**The exercise**
The records underneath are to be repeated exactly, with the pictures left out.
━━━━━━━━━━━━━━━━━━━━
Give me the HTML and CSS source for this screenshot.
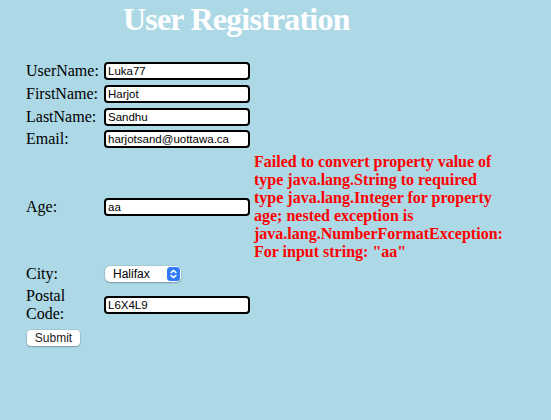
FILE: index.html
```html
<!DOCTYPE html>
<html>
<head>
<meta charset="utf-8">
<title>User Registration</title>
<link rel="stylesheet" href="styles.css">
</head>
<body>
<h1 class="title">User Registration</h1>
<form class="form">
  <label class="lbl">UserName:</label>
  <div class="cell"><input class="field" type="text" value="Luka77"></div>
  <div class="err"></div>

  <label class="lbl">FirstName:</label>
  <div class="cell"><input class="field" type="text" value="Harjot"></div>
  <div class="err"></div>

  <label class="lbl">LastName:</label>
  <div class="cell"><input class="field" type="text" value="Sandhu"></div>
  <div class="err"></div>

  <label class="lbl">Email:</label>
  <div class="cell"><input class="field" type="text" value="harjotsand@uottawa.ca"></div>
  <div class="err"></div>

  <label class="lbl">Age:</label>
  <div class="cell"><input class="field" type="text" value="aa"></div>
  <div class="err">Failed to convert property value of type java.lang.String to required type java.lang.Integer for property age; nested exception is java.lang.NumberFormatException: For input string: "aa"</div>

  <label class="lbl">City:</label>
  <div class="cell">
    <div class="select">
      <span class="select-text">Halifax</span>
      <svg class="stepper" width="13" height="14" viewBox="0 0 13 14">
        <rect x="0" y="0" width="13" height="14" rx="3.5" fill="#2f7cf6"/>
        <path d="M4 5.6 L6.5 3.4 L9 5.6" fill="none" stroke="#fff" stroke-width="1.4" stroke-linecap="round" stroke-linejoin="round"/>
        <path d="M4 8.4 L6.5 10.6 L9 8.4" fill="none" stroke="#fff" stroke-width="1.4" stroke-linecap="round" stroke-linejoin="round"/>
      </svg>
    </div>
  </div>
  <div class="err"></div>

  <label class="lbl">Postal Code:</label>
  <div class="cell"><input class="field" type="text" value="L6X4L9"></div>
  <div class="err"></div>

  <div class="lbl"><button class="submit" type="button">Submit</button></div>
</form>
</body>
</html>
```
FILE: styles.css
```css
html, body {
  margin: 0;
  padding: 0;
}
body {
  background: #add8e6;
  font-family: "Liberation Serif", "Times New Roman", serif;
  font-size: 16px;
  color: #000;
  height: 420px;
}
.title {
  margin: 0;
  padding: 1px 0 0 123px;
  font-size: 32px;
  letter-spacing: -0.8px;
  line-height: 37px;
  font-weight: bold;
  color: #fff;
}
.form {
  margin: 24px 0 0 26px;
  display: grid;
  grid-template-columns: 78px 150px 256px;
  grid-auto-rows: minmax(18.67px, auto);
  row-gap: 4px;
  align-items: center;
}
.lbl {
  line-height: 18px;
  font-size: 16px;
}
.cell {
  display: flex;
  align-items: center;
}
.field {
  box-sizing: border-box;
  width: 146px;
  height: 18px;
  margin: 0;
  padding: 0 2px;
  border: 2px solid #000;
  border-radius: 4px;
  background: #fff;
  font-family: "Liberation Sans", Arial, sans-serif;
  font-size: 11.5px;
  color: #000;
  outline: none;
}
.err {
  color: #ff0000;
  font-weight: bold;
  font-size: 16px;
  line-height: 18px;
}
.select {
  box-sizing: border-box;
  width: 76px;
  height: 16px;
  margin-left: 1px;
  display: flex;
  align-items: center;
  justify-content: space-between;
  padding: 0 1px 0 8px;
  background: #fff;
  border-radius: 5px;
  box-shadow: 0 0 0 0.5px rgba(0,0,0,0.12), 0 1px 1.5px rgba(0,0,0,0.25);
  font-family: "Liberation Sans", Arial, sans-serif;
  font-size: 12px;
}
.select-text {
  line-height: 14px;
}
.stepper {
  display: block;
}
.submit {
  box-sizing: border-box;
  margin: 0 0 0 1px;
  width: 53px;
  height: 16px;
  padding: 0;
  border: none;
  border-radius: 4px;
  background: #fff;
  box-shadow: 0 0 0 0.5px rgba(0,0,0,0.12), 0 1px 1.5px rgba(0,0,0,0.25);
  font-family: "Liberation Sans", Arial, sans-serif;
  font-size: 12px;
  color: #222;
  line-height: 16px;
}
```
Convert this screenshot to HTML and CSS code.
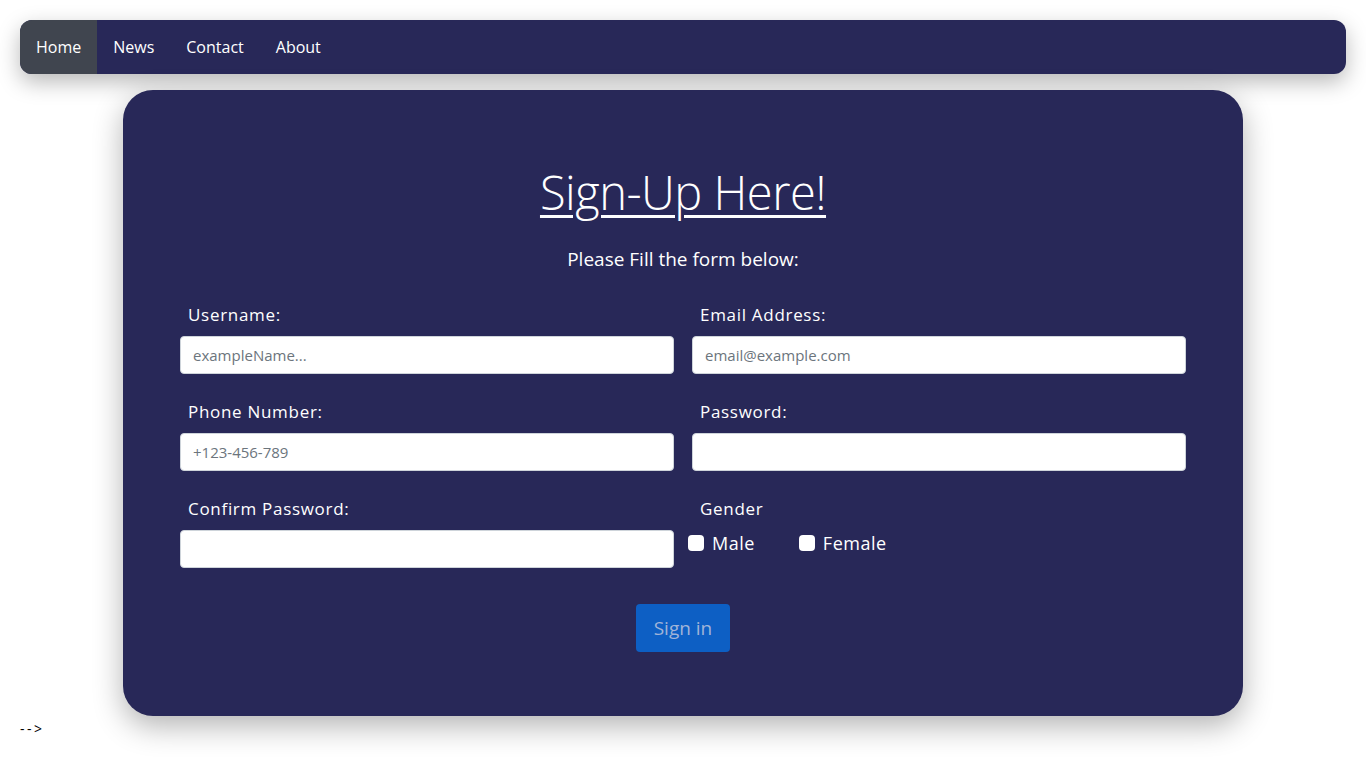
━━━━━━━━━━━━━━━━━━━━
**Task response**
Give me the HTML and CSS source for this screenshot.
FILE: index.html
```html
<!DOCTYPE html>
<html>
<head>
<meta charset="utf-8">
<title>User Registration</title>
<link rel="stylesheet" href="styles.css">
</head>
<body>
<h1 class="title">User Registration</h1>
<form class="form">
  <label class="lbl">UserName:</label>
  <div class="cell"><input class="field" type="text" value="Luka77"></div>
  <div class="err"></div>

  <label class="lbl">FirstName:</label>
  <div class="cell"><input class="field" type="text" value="Harjot"></div>
  <div class="err"></div>

  <label class="lbl">LastName:</label>
  <div class="cell"><input class="field" type="text" value="Sandhu"></div>
  <div class="err"></div>

  <label class="lbl">Email:</label>
  <div class="cell"><input class="field" type="text" value="harjotsand@uottawa.ca"></div>
  <div class="err"></div>

  <label class="lbl">Age:</label>
  <div class="cell"><input class="field" type="text" value="aa"></div>
  <div class="err">Failed to convert property value of type java.lang.String to required type java.lang.Integer for property age; nested exception is java.lang.NumberFormatException: For input string: "aa"</div>

  <label class="lbl">City:</label>
  <div class="cell">
    <div class="select">
      <span class="select-text">Halifax</span>
      <svg class="stepper" width="13" height="14" viewBox="0 0 13 14">
        <rect x="0" y="0" width="13" height="14" rx="3.5" fill="#2f7cf6"/>
        <path d="M4 5.6 L6.5 3.4 L9 5.6" fill="none" stroke="#fff" stroke-width="1.4" stroke-linecap="round" stroke-linejoin="round"/>
        <path d="M4 8.4 L6.5 10.6 L9 8.4" fill="none" stroke="#fff" stroke-width="1.4" stroke-linecap="round" stroke-linejoin="round"/>
      </svg>
    </div>
  </div>
  <div class="err"></div>

  <label class="lbl">Postal Code:</label>
  <div class="cell"><input class="field" type="text" value="L6X4L9"></div>
  <div class="err"></div>

  <div class="lbl"><button class="submit" type="button">Submit</button></div>
</form>
</body>
</html>
```
FILE: styles.css
```css
html, body {
  margin: 0;
  padding: 0;
}
body {
  background: #add8e6;
  font-family: "Liberation Serif", "Times New Roman", serif;
  font-size: 16px;
  color: #000;
  height: 420px;
}
.title {
  margin: 0;
  padding: 1px 0 0 123px;
  font-size: 32px;
  letter-spacing: -0.8px;
  line-height: 37px;
  font-weight: bold;
  color: #fff;
}
.form {
  margin: 24px 0 0 26px;
  display: grid;
  grid-template-columns: 78px 150px 256px;
  grid-auto-rows: minmax(18.67px, auto);
  row-gap: 4px;
  align-items: center;
}
.lbl {
  line-height: 18px;
  font-size: 16px;
}
.cell {
  display: flex;
  align-items: center;
}
.field {
  box-sizing: border-box;
  width: 146px;
  height: 18px;
  margin: 0;
  padding: 0 2px;
  border: 2px solid #000;
  border-radius: 4px;
  background: #fff;
  font-family: "Liberation Sans", Arial, sans-serif;
  font-size: 11.5px;
  color: #000;
  outline: none;
}
.err {
  color: #ff0000;
  font-weight: bold;
  font-size: 16px;
  line-height: 18px;
}
.select {
  box-sizing: border-box;
  width: 76px;
  height: 16px;
  margin-left: 1px;
  display: flex;
  align-items: center;
  justify-content: space-between;
  padding: 0 1px 0 8px;
  background: #fff;
  border-radius: 5px;
  box-shadow: 0 0 0 0.5px rgba(0,0,0,0.12), 0 1px 1.5px rgba(0,0,0,0.25);
  font-family: "Liberation Sans", Arial, sans-serif;
  font-size: 12px;
}
.select-text {
  line-height: 14px;
}
.stepper {
  display: block;
}
.submit {
  box-sizing: border-box;
  margin: 0 0 0 1px;
  width: 53px;
  height: 16px;
  padding: 0;
  border: none;
  border-radius: 4px;
  background: #fff;
  box-shadow: 0 0 0 0.5px rgba(0,0,0,0.12), 0 1px 1.5px rgba(0,0,0,0.25);
  font-family: "Liberation Sans", Arial, sans-serif;
  font-size: 12px;
  color: #222;
  line-height: 16px;
}
```
Convert this screenshot to HTML and CSS code.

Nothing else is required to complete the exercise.